“O you who have believed, be persistently standing firm in justice, witnesses for Allah, even if it be against yourselves or parents or [near] relatives. Whether one is rich or poor, Allah is more worthy of both. So, follow not [personal] inclination, lest you not be just. And if you distort [your testimony] or refuse [to give it], then indeed Allah is ever, with what you do, Acquainted.”[Quran 4:135]
Justice is at the core of Islam. Justice on the social level, fulfilling the rights of others, fairly righting wrongs and so on are essential components of the society that Islam encourages. But justice doesn’t begin on the global level or the social level. Justice begins with the self. Justice begins with the individual.
The Quranic verse above, which is printed on the entrance wall to Harvard Law School, gives us the first step to exploring what Islam says about justice. The verse commands believing Muslims to never forsake being fair- even if it is against someone who is closely related to you.
A friend of mine was reflecting on this verse not too long ago. He had been sat in the car with his dad over winter and they almost crashed into a small group of women and children who had been crossing the road at night whilst wearing dark clothing. His dad hadn’t seen them, possibly because he has difficulty seeing in one eye, but my friend says that even he didn’t see them until they were quite close up. Thankfully he alerted his dad, and nothing happened apart from a beeping of the horn and some angry glares exchanged between pedestrians and passenger.

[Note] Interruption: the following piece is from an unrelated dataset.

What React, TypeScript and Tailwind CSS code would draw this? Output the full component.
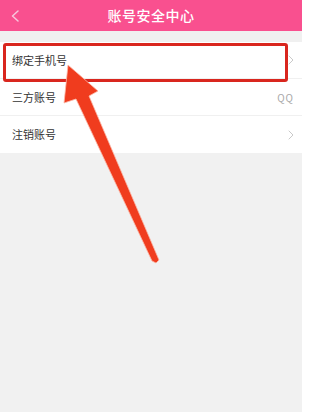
import React from "react";

const Chevron = () => (
  <svg width="6" height="10" viewBox="0 0 6 10" fill="none">
    <path d="M1 1 L5 5 L1 9" stroke="#c9c9c9" strokeWidth="1" strokeLinecap="round" strokeLinejoin="round" />
  </svg>
);

export default function App() {
  const font = { fontFamily: '"Noto Sans CJK SC", "Noto Sans", sans-serif' };
  return (
    <div className="relative w-[302px] h-[412px] bg-[#f1f1f1] overflow-hidden" style={font}>
      <div className="relative h-[31px] bg-[#f9508f] flex items-center justify-center">
        <svg className="absolute left-[11px] top-[10px]" width="8" height="12" viewBox="0 0 8 12" fill="none">
          <path d="M7 1 L1.5 6 L7 11" stroke="#f7c6dc" strokeWidth="1.5" strokeLinecap="round" strokeLinejoin="round" />
        </svg>
        <span className="text-white text-[14px] font-medium tracking-[0.5px]">账号安全中心</span>
      </div>
      <div className="h-[11px] bg-[#f0f0f0]" />
      <div className="bg-white">
        <div className="h-[37px] flex items-center justify-between pl-[12px] pr-[8px] border-b border-[#f0f0f0]">
          <span className="text-[11px] text-[#333]">绑定手机号</span>
          <Chevron />
        </div>
        <div className="h-[37px] flex items-center justify-between pl-[12px] pr-[8px] border-b border-[#f0f0f0]">
          <span className="text-[11px] text-[#333]">三方账号</span>
          <span className="text-[10px] text-[#a8a8a8] tracking-[1px]">QQ</span>
        </div>
        <div className="h-[37px] flex items-center justify-between pl-[12px] pr-[8px]">
          <span className="text-[11px] text-[#333]">注销账号</span>
          <Chevron />
        </div>
      </div>

      <div className="absolute left-[3px] top-[43px] w-[285px] h-[39px] border-[3px] border-[#d9261e] rounded-[3px]" />

      <svg className="absolute left-0 top-0 pointer-events-none" width="302" height="412" viewBox="0 0 302 412">
        <polygon
          points="68,65 98,91 89,96 159,260 156,263 152,261 76,99 64,103"
          fill="#f03c1e"
          stroke="#fbb9a8"
          strokeWidth="0.8"
          strokeLinejoin="round"
        />
      </svg>
    </div>
  );
}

Later he told his mum about this incident and his mum said something to the effect of, “if something had happened you would have had to support dad.” He found this very uncomfortable. We assume the best about what his mother meant – emotional support perhaps – but one implication is of course lying, or, at the very least, concealing the truth of what had happened, or altering it (e.g. “I didn’t see them either until it was too late and my eyesight is okay”) so that his father didn’t get into as much trouble. This goes against the command of two parts of the verse – not having double standards for family and not distorting testimony – and goes against the essence of justice. Just imagine if the situation had been reversed – no doubt everyone in my friend’s family would have wanted an honest testimony from both the driver and the passenger.
The second section from this verse which particularly interests me is something that is a recurrent theme in the Quran: “opposing personal inclination” (also translated as: desire, want, caprice etc.). Islam teaches that the human being’s metaphysical composition includes the lower animalistic self and the higher angelic self, and the human being has the freedom and choice to choose one and overcome the other. Personal inclination/desire (Arabic: hawa) is something that is negatively referred to throughout the Quran and it is implied both here and in other verses that hawa is an obstacle to achieving a fair society and is diametrically opposed to ‘justice.’
The Prophet-King David is told: “O David, indeed We have made you a representative upon the earth, so judge between the people in truth and do not follow [your own] desire, as it will lead you astray from the way of Allah.” (38:26) Relating this back to the first verse and my friend’s hypothetical familial dilemma, it is only part of our nature to be affectionate and want to favour those who we are close to – be that through ties of blood or friendship – but if it involves favouritism, nepotism or stamping on the rights of others, then it is contrary to what Islam teaches.
Parents are however only the second group mentioned in the verse after commanding justice against the self. I mentioned at the beginning of this article that Islam teaches us that justice begins on an individual level- through conquering the self. In Islam there are rules and laws, forbidden things and permissible things, encouraged acts and discouraged acts… all of these serve a purpose, whether it is for the individual or the society. Legal punishments on the other hand, are only for those acts which affect the society at large and involve the rights of other human beings because those acts bring about societal disruption such as murder and theft.
As for the individual level, there are no punishments in this world for those acts. Forbidden acts, however, in themselves lead to negative consequences, “whoever does good it is for his own self and whoever does evil it is [to the detriment of] their own self” (41:46). However, the self is the only thing over which we have full charge and full control. We cannot fairly be held responsible for the actions of others but we are totally accountable for our own actions. The Quran mentions being just towards oneself first because our individual nature is such that we make excuses for ourselves and avoid taking ourselves to account as we seek to avoid painful consequences. For this reason, we may lie to ourselves, we may deceive ourselves and avoid addressing the root issue of our problem. Oftentimes we find ourselves in moral indignation about what someone else did, but rarely are we so livid about our own vices. And so, the Quran recognises this, that we only truly have the ability and sovereignty to reform ourselves as it says, “Indeed, Allah will not change the condition of a people until they change what is in themselves”(13:11).
If we do not reform what is in us and overcome ourselves, there is always the risk that we will be vulnerable to falling to temptations of injustice and to usurping the rights of others for our own personal gain. I end with the words of Imam Ali, the cousin of the Prophet Muhammad (saw), who puts concisely into a few words what I have spent a thousand trying to say:
“Justice is to put everything in its rightful place.”